Rolling on from last years attempt, I am (hopefully) going to read this shortlist in time for the 2018 announcement.
I am aware that this is probably old news by now, but if you wanted to know a bit more about this years shortlist, then you’ve come to the right place.
Lincoln in the Bardo, takes the tragic death of Abraham Lincoln’s son, Willie, during the Civil War, and combines it with a sense of magical realism, as he finds himself trapped in limbo. This version of limbo, named the Bardo, after the Tibetan Monk tradition, consists of ghosts, scrambling over young Willie’s soul. Although I have the kindle edition of this book, I have to point out how beautiful the hardcover is, with it’s marbled effect end papers. The concept is defiantly intriguing to me, and it’s probably the one I’m most excited to read.
This one follows fourteen year old Linda, who lives with her family on an ex-commune. Her parents mostly leave her to her own devices, and she struggles to fit in at school, until a new “perfect” family moves near by. Linda, begins to babysit for them, finding herself drawn into their family, a place she feels like she belongs. However, dark secrets threaten to boil over, Linda has to make a decision, one that may have devastating consequences for everyone. History of Wolves is a coming age story, that I have a feeling might just stick with you.
The first book of Smith’s Seasonal series, Autumn, and to be honest with you I have no idea what this is about. I have read the GoodReads summary, and I still don’t understand, which could either be a really good thing, because it give me no expectations. However, this could also mean that it had very little to boast in terms of plot, I guess we’ll just have to see. On a much more positive note, I like the concept of a “seasonal” series of books, and I do think that it has a lot of potential to be a rather beautiful quartet, but only time will tell if Smith manages to pull it off. Fingers crossed!
Moving swiftly on, already halfway through the shortlist, we reach Elmet, a contemporary, coming-of-age story set against the backdrop of Yorkshire. We follow a father and his two children, who live a rather rural, wild, but free lifestyle. Narrated by Daniel, who lives with his father and sister in an idyllic country cottage, it becomes apparent that the freedom of their life, and childhood, cannot last forever. There seems to be a focus on familial bonds, but can this family bend with the changes that are about tone forced upon them or will they break under the pressure?
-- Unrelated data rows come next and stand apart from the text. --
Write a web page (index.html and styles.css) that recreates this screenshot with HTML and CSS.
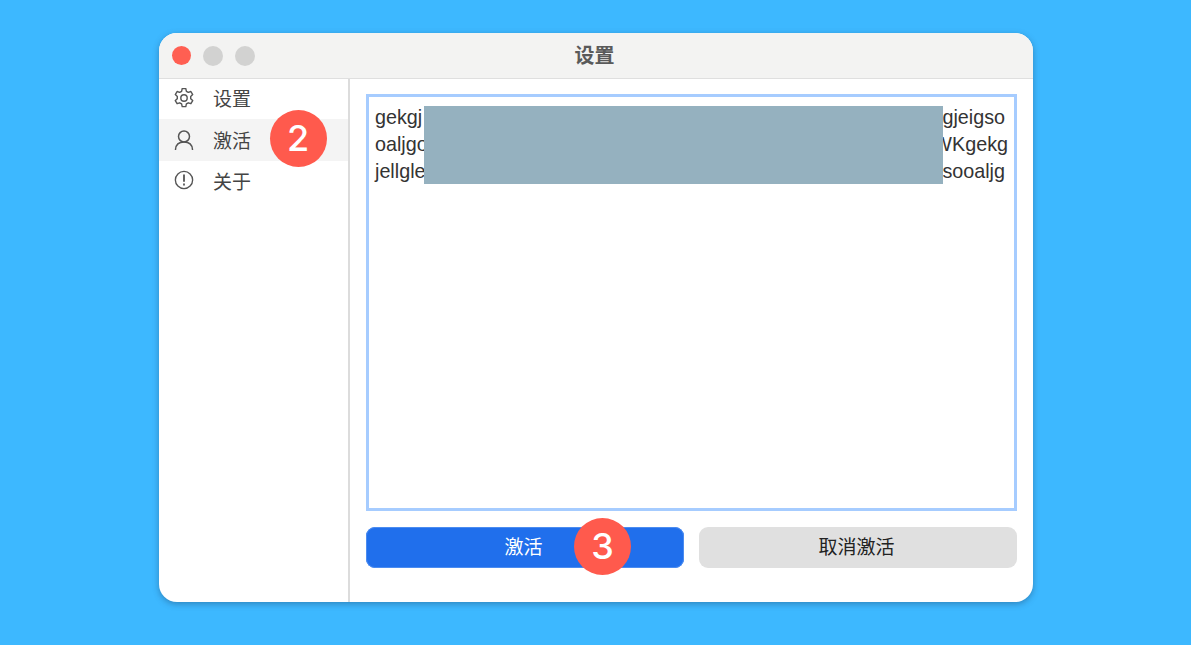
FILE: index.html
```html
<!DOCTYPE html>
<html lang="zh">
<head>
<meta charset="utf-8">
<title>设置</title>
<link rel="stylesheet" href="styles.css">
</head>
<body>
<div class="window">
  <header class="titlebar">
    <div class="lights">
      <span class="light light-close"></span>
      <span class="light"></span>
      <span class="light"></span>
    </div>
    <h1 class="title">设置</h1>
  </header>
  <div class="content">
    <nav class="sidebar">
      <a class="nav-item nav-item-first">
        <svg class="nav-icon" viewBox="2 2 20 20" fill="none" stroke="currentColor" stroke-width="1.4" stroke-linejoin="round"><circle cx="12" cy="12" r="3.2"/><path d="M10.2 2.6h3.600l.6 2.700 1.900 1.100 2.600-.9 1.800 3.100-2 1.900v2.200l2 1.900-1.800 3.100-2.600-.9-1.900 1.100-.6 2.700h-3.600l-.6-2.700-1.900-1.100-2.600.9-1.800-3.100 2-1.900v-2.200l-2-1.900 1.800-3.100 2.600.9 1.900-1.100z"/></svg>
        <span>设置</span>
      </a>
      <a class="nav-item nav-item-active">
        <svg class="nav-icon" viewBox="2 2 20 20" fill="none" stroke="currentColor" stroke-width="1.5" stroke-linecap="round"><circle cx="12" cy="8.500" r="5.500"/><path d="M3.500 21.500c.3-4.600 3-7.500 8.500-7.500s8.200 2.900 8.500 7.500"/></svg>
        <span>激活</span>
      </a>
      <a class="nav-item nav-item-last">
        <svg class="nav-icon" viewBox="1 1 22 22" fill="none" stroke="currentColor" stroke-width="1.500" stroke-linecap="round"><circle cx="12" cy="12" r="9.500"/><path d="M12 6.800v6.400M12 16.600v.6" stroke-width="2"/></svg>
        <span>关于</span>
      </a>
      <span class="step step-nav">2</span>
    </nav>
    <main class="main">
      <div class="code-box">
        <p class="code-line"><span>gekgj</span><span>gjeigso</span></p>
        <p class="code-line code-line-wide"><span>oaljgo</span><span>WKgekg</span></p>
        <p class="code-line"><span>jellgle</span><span>sooaljg</span></p>
        <div class="redaction"></div>
      </div>
      <div class="actions">
        <button class="btn btn-primary">激活<span class="step step-btn">3</span></button>
        <button class="btn btn-secondary">取消激活</button>
      </div>
    </main>
  </div>
</div>
</body>
</html>
```

FILE: styles.css
```css
* { box-sizing: border-box; }
html, body { height: 100%; }
body {
  margin: 0;
  padding: 33px 158px 43px 159px;
  background: #3db8ff;
  overflow: hidden;
  font-family: "Liberation Sans", "Noto Sans CJK SC", sans-serif;
  color: #333;
}
.window {
  height: 569px;
  display: flex;
  flex-direction: column;
  background: #fff;
  border-radius: 18px;
  overflow: hidden;
  box-shadow: 0 2px 6px rgba(30, 70, 110, .45);
}
.titlebar {
  height: 46px;
  flex: none;
  display: flex;
  align-items: center;
  justify-content: center;
  position: relative;
  padding-right: 3px;
  background: #f3f3f2;
  border-bottom: 1px solid #dfdfdf;
}
.lights {
  position: absolute;
  left: 13px;
  top: 13px;
  display: flex;
  gap: 12px;
}
.light {
  width: 20px;
  height: 20px;
  border-radius: 50%;
  background: #d2d2d1;
}
.light-close {
  width: 19px;
  height: 19px;
  background: #ff5f52;
}
.title {
  margin: 0;
  font-size: 20px;
  font-weight: 700;
  line-height: 26px;
  color: #5a5a5a;
}
.content {
  flex: 1;
  display: flex;
  min-height: 0;
}
.sidebar {
  width: 191px;
  flex: none;
  position: relative;
  border-right: 2px solid #dcdcdc;
}
.nav-item {
  height: 42px;
  display: flex;
  align-items: center;
  gap: 19px;
  padding: 0 0 1px 15px;
  font-size: 19px;
  color: #444;
}
.nav-item-first {
  height: 40px;
  padding-bottom: 3px;
}
.nav-item-last { padding-bottom: 4px; }
.nav-item-active { background: #f4f4f4; }
.nav-icon {
  width: 20px;
  height: 20px;
  flex: none;
  color: #555;
}
.step {
  position: absolute;
  width: 57px;
  height: 57px;
  border-radius: 50%;
  background: #ff5a4d;
  color: #fff;
  font-family: "Inter", "Liberation Sans", sans-serif;
  font-size: 36px;
  font-weight: 500;
  line-height: 57px;
  text-align: center;
}
.step-nav { left: 110.500px; top: 30.500px; }
.step-btn { left: 208px; top: -9px; }
.main {
  flex: 1;
  min-width: 0;
  padding: 15px 16px 34px 16px;
  display: flex;
  flex-direction: column;
  gap: 16px;
}
.code-box {
  flex: 1;
  position: relative;
  border: 3px solid #a6ccff;
  padding: 7px 9px 6px 6px;
  background: #fff;
  font-size: 19.750px;
  line-height: 27px;
  color: #333;
}
.code-line {
  margin: 0;
  display: flex;
  justify-content: space-between;
}
.code-line-wide { margin-right: -3px; }
.redaction {
  position: absolute;
  left: 55px;
  top: 9px;
  width: 519px;
  height: 78px;
  background: #95b1bf;
}
.actions {
  flex: none;
  display: grid;
  grid-template-columns: 318px 318px;
  justify-content: space-between;
}
.btn {
  position: relative;
  height: 41px;
  border: 0;
  border-radius: 9px;
  font: inherit;
  font-size: 19px;
  padding: 0 3px 4px 0;
}
.btn-primary { background: #206fec; color: #fff; box-shadow: inset 0 0 0 1px #4c8cf0; }
.btn-secondary { background: #e0e0e0; color: #222; }
```
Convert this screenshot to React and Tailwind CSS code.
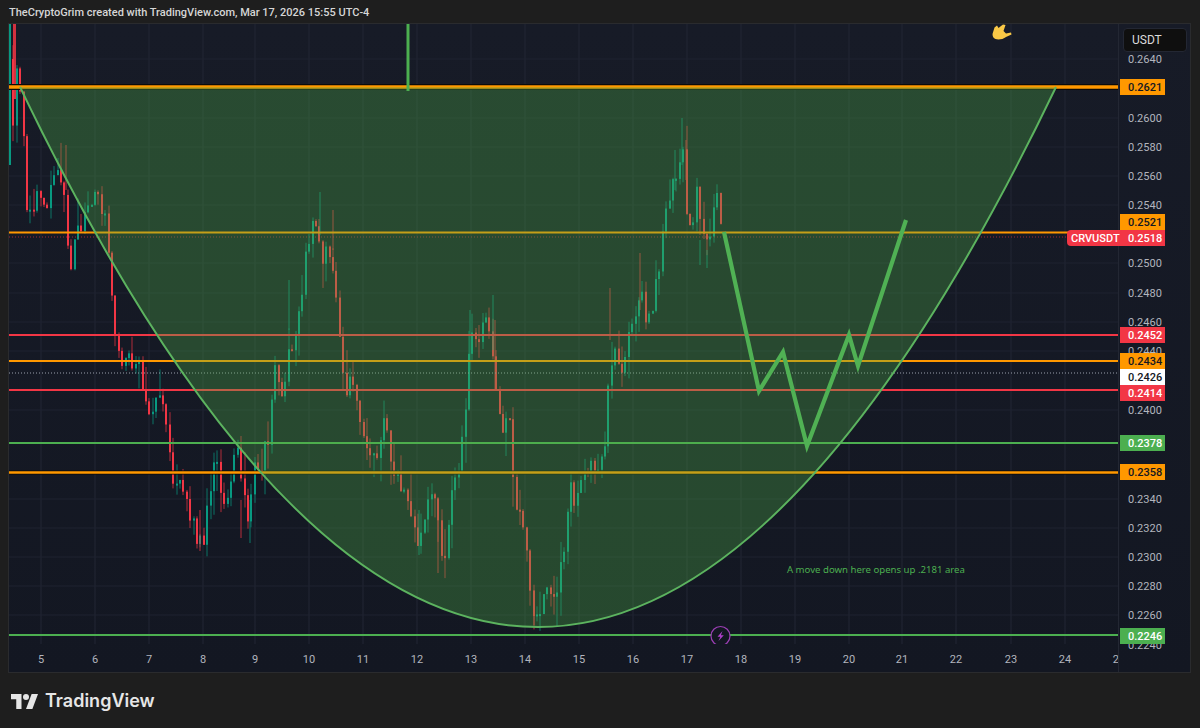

Without a doubt 4321 is the most intimidating due to the sheer size of this beast. At a mammoth 921 pages, this is easily the most lengthy book on the shortlist this year. On March 3, 1947, Archibald Issac Ferguson is born, but this book doesn’t just follow him. No, 4321, follows four different versions of this character. Each version of Archibald has an identical DNA makeup, but go on to make their own decisions, leaving them to lead very different lives. I’m defiantly intrigued by this premise but I am a little nervous that it’ll be similar to Midnight’s Children another Man Booker contender, one which I really did not enjoy. Fingers crossed!
And finally we read the last book to make the shortlist this year. Mohsin Hamid tells the story of Nadia and Saeed, two people who meet, both living in turbulent times, in a country that’s on the brink of civil war. Against the odds they fall for each other, but with the world around them falling into war it seems that all is lost. Until the doors being to whisk people away. So, yes, Exit West does have an element of magical realism, but as with all magic, it demands a price. Not only does this book seem to be a diverse read, but it also has that extra element of magic, though I don’t suspect that it will be a main focus.
And those are the six books that make up the Man Booker shortlist for 2017!
Have you read any of these books, and what did you think? If you haven’t, which one appeals to you the most?